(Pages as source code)
- - - - - - -

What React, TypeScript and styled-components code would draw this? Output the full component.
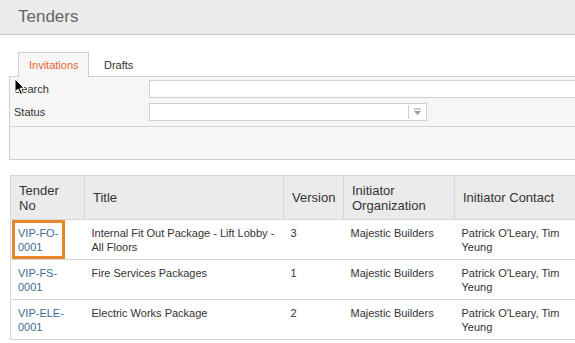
import * as React from "react";
import styled, { createGlobalStyle } from "styled-components";

const GlobalStyle = createGlobalStyle`
  html, body {
    margin: 0;
    padding: 0;
    background: #fff;
    overflow: hidden;
  }
  body {
    font-family: "Liberation Sans", Arial, sans-serif;
    color: #333;
  }
`;

const Page = styled.div`
  position: relative;
  width: 100%;
  overflow: hidden;
`;

const TopBar = styled.div`
  height: 35px;
  background: #ebebeb;
  border-bottom: 1px solid #c9c9c9;
  display: flex;
  align-items: center;
  padding-left: 18px;
  box-sizing: border-box;
  font-size: 17px;
  color: #666;
`;

const Tabs = styled.div`
  display: flex;
  align-items: flex-end;
  margin: 17px 0 0 18px;
  height: 25px;
  position: relative;
  z-index: 1;
`;

const Tab = styled.div<{ $active?: boolean }>`
  height: 25px;
  box-sizing: border-box;
  display: flex;
  align-items: center;
  font-size: 11px;
  border: 1px solid ${(p) => (p.$active ? "#cfcfcf" : "transparent")};
  border-bottom: none;
  background: ${(p) => (p.$active ? "#f7f7f7" : "transparent")};
  color: ${(p) => (p.$active ? "#e2652f" : "#333")};
  width: ${(p) => (p.$active ? "71px" : "auto")};
  padding-left: ${(p) => (p.$active ? "10px" : "14px")};
`;

const FilterPanel = styled.div`
  margin: -1px -1px 0 9px;
  border: 1px solid #cfcfcf;
  background: #f6f6f6;
  overflow: hidden;
`;

const FilterRows = styled.div`
  padding: 3px 0 5px;
  display: flex;
  flex-direction: column;
  gap: 5px;
  border-bottom: 1px solid #d3d3d3;
`;

const FilterRow = styled.div`
  display: flex;
  align-items: center;
  height: 18px;
`;

const FilterLabel = styled.div`
  width: 139px;
  flex: none;
  box-sizing: border-box;
  padding-left: 4px;
  font-size: 11px;
  color: #333;
`;

const TextInput = styled.div<{ $width?: number }>`
  height: 18px;
  box-sizing: border-box;
  border: 1px solid #cfcfcf;
  background: #fff;
  width: ${(p) => (p.$width ? `${p.$width}px` : "auto")};
  flex: ${(p) => (p.$width ? "none" : "1")};
  margin-right: ${(p) => (p.$width ? "0" : "-20px")};
  display: flex;
  justify-content: flex-end;
  align-items: center;
`;

const SelectArrow = styled.div`
  width: 17px;
  height: 14px;
  border-left: 1px solid #cfcfcf;
  display: flex;
  align-items: center;
  justify-content: center;
`;

const ButtonArea = styled.div`
  height: 32px;
`;

const Table = styled.table`
  margin: 15px 0 0 10px;
  border-collapse: collapse;
  width: calc(100% - 9px);
  table-layout: fixed;
  font-size: 11px;
`;

const HeadCell = styled.th<{ $width?: number }>`
  width: ${(p) => (p.$width ? `${p.$width}px` : "auto")};
  height: 44px;
  box-sizing: border-box;
  background: #ebebeb;
  border: 1px solid #d6d6d6;
  padding: 0 8px;
  text-align: left;
  font-weight: normal;
  font-size: 13px;
  line-height: 15px;
  color: #333;
`;

const Cell = styled.td`
  height: 40px;
  box-sizing: border-box;
  border-bottom: 1px solid #d6d6d6;
  padding: 6px 7px 0;
  vertical-align: top;
  line-height: 14px;
  color: #333;
`;

const FirstCell = styled(Cell)`
  border-left: 1px solid #d6d6d6;
  position: relative;
`;

const TenderLink = styled.a`
  color: #3b6d94;
  text-decoration: none;
  display: block;
  width: 50px;
`;

const Highlight = styled.div`
  position: absolute;
  left: 1px;
  top: 0;
  width: 53px;
  height: 39px;
  box-sizing: border-box;
  border: 3px solid #e8862a;
  pointer-events: none;
`;

const Cursor = styled.svg`
  position: absolute;
  left: 14px;
  top: 78px;
`;

const rows = [
  { no: ["VIP-FO-", "0001"], title: "Internal Fit Out Package - Lift Lobby - All Floors", version: 3, marked: true },
  { no: ["VIP-FS-", "0001"], title: "Fire Services Packages", version: 1 },
  { no: ["VIP-ELE-", "0001"], title: "Electric Works Package", version: 2 },
];

export default function App() {
  return (
    <Page>
      <GlobalStyle />
      <TopBar>Tenders</TopBar>
      <Tabs>
        <Tab $active>Invitations</Tab>
        <Tab>Drafts</Tab>
      </Tabs>
      <FilterPanel>
        <FilterRows>
          <FilterRow>
            <FilterLabel>Search</FilterLabel>
            <TextInput />
          </FilterRow>
          <FilterRow>
            <FilterLabel>Status</FilterLabel>
            <TextInput $width={278}>
              <SelectArrow>
                <svg width="9" height="8" viewBox="0 0 9 8">
                  <rect x="1" y="0.5" width="7" height="1" fill="#999" />
                  <path d="M1 3 L8 3 L4.5 7 Z" fill="#999" />
                </svg>
              </SelectArrow>
            </TextInput>
          </FilterRow>
        </FilterRows>
        <ButtonArea />
      </FilterPanel>
      <Table>
        <thead>
          <tr>
            <HeadCell $width={74}>Tender No</HeadCell>
            <HeadCell $width={199}>Title</HeadCell>
            <HeadCell $width={60}>Version</HeadCell>
            <HeadCell $width={111}>Initiator Organization</HeadCell>
            <HeadCell>Initiator Contact</HeadCell>
          </tr>
        </thead>
        <tbody>
          {rows.map((r) => (
            <tr key={r.no.join("")}>
              <FirstCell>
                <TenderLink href="#">
                  {r.no[0]}
                  <br />
                  {r.no[1]}
                </TenderLink>
                {r.marked && <Highlight />}
              </FirstCell>
              <Cell>{r.title}</Cell>
              <Cell>{r.version}</Cell>
              <Cell>Majestic Builders</Cell>
              <Cell>
                Patrick O'Leary, Tim
                <br />
                Yeung
              </Cell>
            </tr>
          ))}
        </tbody>
      </Table>
      <Cursor width="12" height="18" viewBox="0 0 12 18">
        <path d="M1 1 L1 14 L4 11 L6.5 16.5 L8.5 15.5 L6 10.2 L10.2 10.2 Z" fill="#000" stroke="#fff" strokeWidth="1" />
      </Cursor>
    </Page>
  );
}
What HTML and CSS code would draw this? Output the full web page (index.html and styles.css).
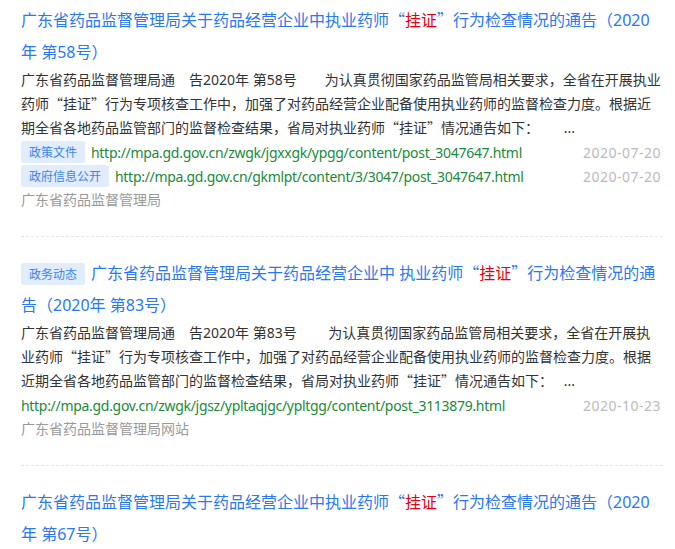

- - - - - - -

§ **Objective**
All entries are to be retyped exactly. Omit any embedded images.

§ **The output**
What React, TypeScript and styled-components code would draw this? Output the full component.
import * as React from "react";
import styled, { createGlobalStyle } from "styled-components";

const GlobalStyle = createGlobalStyle`
  html, body {
    margin: 0;
    padding: 0;
    background: #fff;
    overflow: hidden;
  }
  body {
    font-family: "Liberation Sans", Arial, sans-serif;
    color: #333;
  }
`;

const Page = styled.div`
  position: relative;
  width: 100%;
  overflow: hidden;
`;

const TopBar = styled.div`
  height: 35px;
  background: #ebebeb;
  border-bottom: 1px solid #c9c9c9;
  display: flex;
  align-items: center;
  padding-left: 18px;
  box-sizing: border-box;
  font-size: 17px;
  color: #666;
`;

const Tabs = styled.div`
  display: flex;
  align-items: flex-end;
  margin: 17px 0 0 18px;
  height: 25px;
  position: relative;
  z-index: 1;
`;

const Tab = styled.div<{ $active?: boolean }>`
  height: 25px;
  box-sizing: border-box;
  display: flex;
  align-items: center;
  font-size: 11px;
  border: 1px solid ${(p) => (p.$active ? "#cfcfcf" : "transparent")};
  border-bottom: none;
  background: ${(p) => (p.$active ? "#f7f7f7" : "transparent")};
  color: ${(p) => (p.$active ? "#e2652f" : "#333")};
  width: ${(p) => (p.$active ? "71px" : "auto")};
  padding-left: ${(p) => (p.$active ? "10px" : "14px")};
`;

const FilterPanel = styled.div`
  margin: -1px -1px 0 9px;
  border: 1px solid #cfcfcf;
  background: #f6f6f6;
  overflow: hidden;
`;

const FilterRows = styled.div`
  padding: 3px 0 5px;
  display: flex;
  flex-direction: column;
  gap: 5px;
  border-bottom: 1px solid #d3d3d3;
`;

const FilterRow = styled.div`
  display: flex;
  align-items: center;
  height: 18px;
`;

const FilterLabel = styled.div`
  width: 139px;
  flex: none;
  box-sizing: border-box;
  padding-left: 4px;
  font-size: 11px;
  color: #333;
`;

const TextInput = styled.div<{ $width?: number }>`
  height: 18px;
  box-sizing: border-box;
  border: 1px solid #cfcfcf;
  background: #fff;
  width: ${(p) => (p.$width ? `${p.$width}px` : "auto")};
  flex: ${(p) => (p.$width ? "none" : "1")};
  margin-right: ${(p) => (p.$width ? "0" : "-20px")};
  display: flex;
  justify-content: flex-end;
  align-items: center;
`;

const SelectArrow = styled.div`
  width: 17px;
  height: 14px;
  border-left: 1px solid #cfcfcf;
  display: flex;
  align-items: center;
  justify-content: center;
`;

const ButtonArea = styled.div`
  height: 32px;
`;

const Table = styled.table`
  margin: 15px 0 0 10px;
  border-collapse: collapse;
  width: calc(100% - 9px);
  table-layout: fixed;
  font-size: 11px;
`;

const HeadCell = styled.th<{ $width?: number }>`
  width: ${(p) => (p.$width ? `${p.$width}px` : "auto")};
  height: 44px;
  box-sizing: border-box;
  background: #ebebeb;
  border: 1px solid #d6d6d6;
  padding: 0 8px;
  text-align: left;
  font-weight: normal;
  font-size: 13px;
  line-height: 15px;
  color: #333;
`;

const Cell = styled.td`
  height: 40px;
  box-sizing: border-box;
  border-bottom: 1px solid #d6d6d6;
  padding: 6px 7px 0;
  vertical-align: top;
  line-height: 14px;
  color: #333;
`;

const FirstCell = styled(Cell)`
  border-left: 1px solid #d6d6d6;
  position: relative;
`;

const TenderLink = styled.a`
  color: #3b6d94;
  text-decoration: none;
  display: block;
  width: 50px;
`;

const Highlight = styled.div`
  position: absolute;
  left: 1px;
  top: 0;
  width: 53px;
  height: 39px;
  box-sizing: border-box;
  border: 3px solid #e8862a;
  pointer-events: none;
`;

const Cursor = styled.svg`
  position: absolute;
  left: 14px;
  top: 78px;
`;

const rows = [
  { no: ["VIP-FO-", "0001"], title: "Internal Fit Out Package - Lift Lobby - All Floors", version: 3, marked: true },
  { no: ["VIP-FS-", "0001"], title: "Fire Services Packages", version: 1 },
  { no: ["VIP-ELE-", "0001"], title: "Electric Works Package", version: 2 },
];

export default function App() {
  return (
    <Page>
      <GlobalStyle />
      <TopBar>Tenders</TopBar>
      <Tabs>
        <Tab $active>Invitations</Tab>
        <Tab>Drafts</Tab>
      </Tabs>
      <FilterPanel>
        <FilterRows>
          <FilterRow>
            <FilterLabel>Search</FilterLabel>
            <TextInput />
          </FilterRow>
          <FilterRow>
            <FilterLabel>Status</FilterLabel>
            <TextInput $width={278}>
              <SelectArrow>
                <svg width="9" height="8" viewBox="0 0 9 8">
                  <rect x="1" y="0.5" width="7" height="1" fill="#999" />
                  <path d="M1 3 L8 3 L4.5 7 Z" fill="#999" />
                </svg>
              </SelectArrow>
            </TextInput>
          </FilterRow>
        </FilterRows>
        <ButtonArea />
      </FilterPanel>
      <Table>
        <thead>
          <tr>
            <HeadCell $width={74}>Tender No</HeadCell>
            <HeadCell $width={199}>Title</HeadCell>
            <HeadCell $width={60}>Version</HeadCell>
            <HeadCell $width={111}>Initiator Organization</HeadCell>
            <HeadCell>Initiator Contact</HeadCell>
          </tr>
        </thead>
        <tbody>
          {rows.map((r) => (
            <tr key={r.no.join("")}>
              <FirstCell>
                <TenderLink href="#">
                  {r.no[0]}
                  <br />
                  {r.no[1]}
                </TenderLink>
                {r.marked && <Highlight />}
              </FirstCell>
              <Cell>{r.title}</Cell>
              <Cell>{r.version}</Cell>
              <Cell>Majestic Builders</Cell>
              <Cell>
                Patrick O'Leary, Tim
                <br />
                Yeung
              </Cell>
            </tr>
          ))}
        </tbody>
      </Table>
      <Cursor width="12" height="18" viewBox="0 0 12 18">
        <path d="M1 1 L1 14 L4 11 L6.5 16.5 L8.5 15.5 L6 10.2 L10.2 10.2 Z" fill="#000" stroke="#fff" strokeWidth="1" />
      </Cursor>
    </Page>
  );
}
What HTML and CSS code would draw this? Output the full web page (index.html and styles.css).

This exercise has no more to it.